Sometimes we are like the man in that story.  We look for God yet fail to recognize Him.  We seek for him, but it’s as if he is hiding from us.  I think of the man who committed adultery, who was sure God had left him.  “I pray,” he said, “But I know he’s not listening.  Why would He listen to me, after what I have done?”  There was the woman with cancer. “I pray and pray and pray but the cancer only gets worse,” she said.  “Where is God? Why doesn’t He answer?”  Sometimes, it’s just the routine of life.  Every day becomes so much the same. “How’d my life become so boring? So empty?  Where is God?”  Perhaps you are listening for God’s calling.  One person asked me, “How do you know what God wants you to do?” You pray for His guidance but you can discern no answer.  Where is He?  It’s like God is playing a spiritual game of hide and seek – hiding Himself and trying hard not to be found.

Nothing could be further from the truth.  Take the story from the Luke 24, about two men walking to Emmaus on that first Easter.  They were talking with each other about all the terrible things that had happened in Jerusalem – about the crucifixion and death of Jesus.  While they were talking Jesus Himself drew near and walked with them.  At first they didn’t recognize him.  They told him about all the things that had happened.  They even told him about the wild stories of the women, that Jesus had risen from the dead.  Still they didn’t recognize Him.  He started speaking Scripture to them.  Still they didn’t know it was him.  It wasn’t till he agreed to stay with them… until “he took bread, blessed and broke it and gave it them” that “then their eyes were open and they recognized Him.”
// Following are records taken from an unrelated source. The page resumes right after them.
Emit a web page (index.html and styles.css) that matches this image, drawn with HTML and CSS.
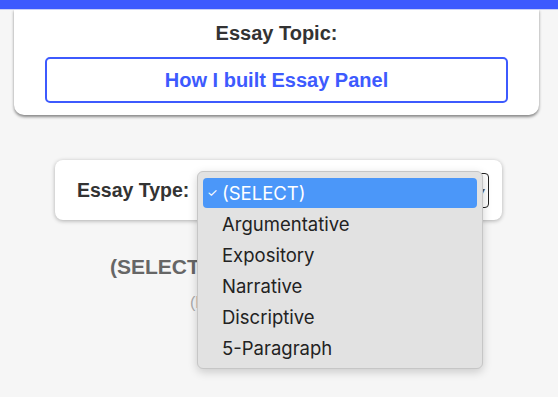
FILE: index.html
```html
<!DOCTYPE html>
<html lang="en">
<head>
    <meta charset="UTF-8">
    <meta name="viewport" content="width=device-width, initial-scale=1.0">
    <title>Essay Panel</title>
    <link rel="stylesheet" href="styles.css">
</head>
<body>
    <div class="top-bar"></div>
    <div class="page">
        <div class="topic-card">
            <h2>Essay Topic:</h2>
            <div class="topic-box">How I built Essay Panel</div>
        </div>

        <div class="type-card">
            <label class="type-label">Essay Type:</label>
            <div class="select-wrap">
                <div class="fake-select"><span class="arrow">&#9662;</span></div>
                <!-- открытый список вариантов -->
                <ul class="popup">
                    <li class="selected"><span class="check">&#10003;</span>(SELECT)</li>
                    <li><span class="check"></span>Argumentative</li>
                    <li><span class="check"></span>Expository</li>
                    <li><span class="check"></span>Narrative</li>
                    <li><span class="check"></span>Discriptive</li>
                    <li><span class="check"></span>5-Paragraph</li>
                </ul>
            </div>
        </div>

        <div class="result">
            <h3>(SELECT)</h3>
            <p>(F</p>
        </div>
    </div>
</body>
</html>
```

FILE: styles.css
```css
html, body {
    min-height: 100%;
    height: 100%;
}
body {
    margin: 0;
    background: #f6f6f6;
    font-family: "Liberation Sans", Arial, sans-serif;
    color: #333;
}
.top-bar {
    height: 9px;
    background: #3d5afe;
    box-shadow: 0 1px 0 #c8cff6;
    position: relative;
    z-index: 2;
}
.page {
    width: 553px;
    min-height: 388px;
}
.topic-card {
    margin: 0 14px;
    background: #fff;
    border-radius: 0 0 10px 10px;
    box-shadow: 0 2px 3px rgba(0, 0, 0, 0.45);
    padding: 13px 31px 12px;
    text-align: center;
}
.topic-card h2 {
    margin: 0 0 13px;
    font-size: 20px;
    line-height: 22px;
    color: #333;
}
.topic-box {
    height: 42px;
    border: 2px solid #3d5afe;
    border-radius: 5px;
    color: #3d5afe;
    font-weight: bold;
    font-size: 20px;
    line-height: 42px;
}
.type-card {
    margin: 45px 0 0 55px;
    width: 447px;
    height: 60px;
    background: #fff;
    border-radius: 8px;
    box-shadow: 0 1px 4px rgba(0, 0, 0, 0.3);
    display: flex;
    align-items: center;
    padding-left: 22px;
    box-sizing: border-box;
}
.type-label {
    font-weight: bold;
    font-size: 19.5px;
    color: #333;
    width: 123px;
}
.select-wrap {
    position: relative;
}
.fake-select {
    width: 287px;
    height: 33px;
    border: 1px solid #222;
    border-radius: 4px;
    background: #fff;
    display: flex;
    align-items: center;
    justify-content: flex-end;
}
.arrow {
    font-size: 10px;
    color: #555;
    margin-right: 3px;
}
.popup {
    position: absolute;
    z-index: 5;
    left: -3px;
    top: -2px;
    width: 286px;
    box-sizing: border-box;
    margin: 0;
    padding: 6px 5px 4px;
    list-style: none;
    background: #e2e2e2;
    border: 1px solid #c6c6c6;
    border-radius: 6px;
    box-shadow: 0 3px 10px rgba(0, 0, 0, 0.18);
    font-family: Inter, "Noto Sans", sans-serif;
    font-size: 18.5px;
    color: #222;
}
.popup li {
    height: 31px;
    line-height: 30px;
    padding-left: 4px;
    border-radius: 4px;
    display: flex;
}
.popup li.selected {
    height: 30px;
    margin-bottom: 1px;
    background: #4b97f9;
    color: #fff;
}
.check {
    width: 15px;
    font-size: 12px;
}
.result {
    padding-left: 110px;
    margin-top: 36px;
}
.result h3 {
    margin: 0;
    font-size: 21px;
    line-height: 22px;
    color: #666;
}
.result p {
    margin: 16px 0 0 80px;
    font-size: 16px;
    color: #aaa;
}
```
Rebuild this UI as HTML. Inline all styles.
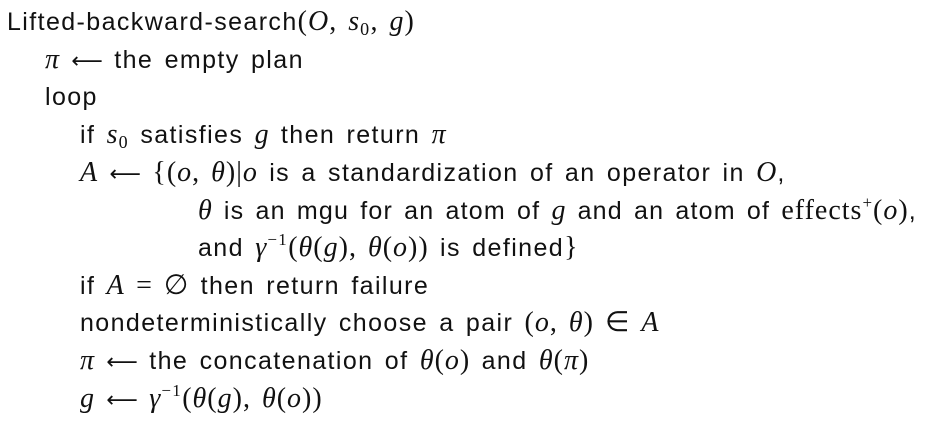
<!DOCTYPE html>
<html><head><meta charset="utf-8"><style>
body{margin:0;width:933px;height:428px;background:#fff;overflow:hidden;position:relative;font-family:"Liberation Sans",sans-serif;font-size:25px;letter-spacing:1.4px;word-spacing:3px;color:#111}
.l{position:absolute;line-height:24px;white-space:nowrap}
i{font-family:"Liberation Serif",serif;font-style:italic;font-size:28px;letter-spacing:1px}
.r{font-family:"Liberation Serif",serif;font-size:28px;letter-spacing:1px}
.a{font-family:"DejaVu Sans",sans-serif;font-size:22px;letter-spacing:0}
sub{font-family:"Liberation Serif",serif;font-size:18px;vertical-align:-5px;line-height:0}
sup{font-size:17px;vertical-align:11px;line-height:0;font-family:"Liberation Serif",serif}
</style></head><body>
<div class="l" style="left:7px;top:10px">Lifted-backward-search<span class="r">(</span><i>O</i><span class="r">, </span><i>s</i><sub>0</sub><span class="r">, </span><i>g</i><span class="r">)</span></div>
<div class="l" style="left:45px;top:48px"><i>π</i> <span class="a">⟵</span> the empty plan</div>
<div class="l" style="left:45px;top:85px">loop</div>
<div class="l" style="left:80px;top:123px">if <i>s</i><sub>0</sub> satisfies <i>g</i> then return <i>π</i></div>
<div class="l" style="left:80px;top:161px"><i>A</i> <span class="a">⟵</span> <span class="r">{(</span><i>o</i><span class="r">, </span><i>θ</i><span class="r">)|</span><i>o</i> is a standardization of an operator in <i>O</i>,</div>
<div class="l" style="left:198px;top:199px;letter-spacing:1.2px"><i>θ</i> is an mgu for an atom of <i>g</i> and an atom of <span class="r">effects<sup>+</sup>(</span><i>o</i><span class="r">)</span>,</div>
<div class="l" style="left:198px;top:236px">and <i>γ</i><sup>−1</sup><span class="r">(</span><i>θ</i><span class="r">(</span><i>g</i><span class="r">), </span><i>θ</i><span class="r">(</span><i>o</i><span class="r">))</span> is defined<span class="r">}</span></div>
<div class="l" style="left:80px;top:274px">if <i>A</i> <span class="r">= ∅</span> then return failure</div>
<div class="l" style="left:80px;top:311px">nondeterministically choose a pair <span class="r">(</span><i>o</i><span class="r">, </span><i>θ</i><span class="r">) ∈ </span><i>A</i></div>
<div class="l" style="left:80px;top:349px"><i>π</i> <span class="a">⟵</span> the concatenation of <i>θ</i><span class="r">(</span><i>o</i><span class="r">)</span> and <i>θ</i><span class="r">(</span><i>π</i><span class="r">)</span></div>
<div class="l" style="left:80px;top:387px"><i>g</i> <span class="a">⟵</span> <i>γ</i><sup>−1</sup><span class="r">(</span><i>θ</i><span class="r">(</span><i>g</i><span class="r">), </span><i>θ</i><span class="r">(</span><i>o</i><span class="r">))</span></div>
</body></html>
Notice that the problem was not that Jesus wasn’t there.  He was there.  The problem was with them.  Like the man in the flood, they were blinded by a lack of faith. 

So where is God?  Is He playing hide and seek, not wanting to be found?   Far from it.  He’s playing hide and seek, the way my grandkids do.  They run and hide but then tell you where they are hiding.  Our God and savior hides Himself so that He can be found.  He hides Himself right where He tells us He will hide Himself.  He comes in a pastor telling us God forgives us as the beginning of our worship.  He comes in water and the word at baptism.  He comes in the words of Scripture read… spoken and preached.  He comes in bread and wine to give us Himself to eat and drink.  He comes in our fellow believers – in their listening ears, their kind words, their acts of service and support – for He lives in His people by His Spirit.  He comes in those in need but He said, “I was hungry and you fed me… I was in prison and you visited me.  I was naked and you clothed me… For whatever you did  for the least of these my brothers, you do it unto me.”  He comes as He did for those two disciples… to open our eyes… Why hide Himself in these ways?  Because He is the Almighty God.  He is too much for us to see face to face right now.  So He hides His glory in places and in ways so that as he did for those two disciples – our eyes might be opened to Him.  Yes, He’s here.  Do you recognize Him?  Amen.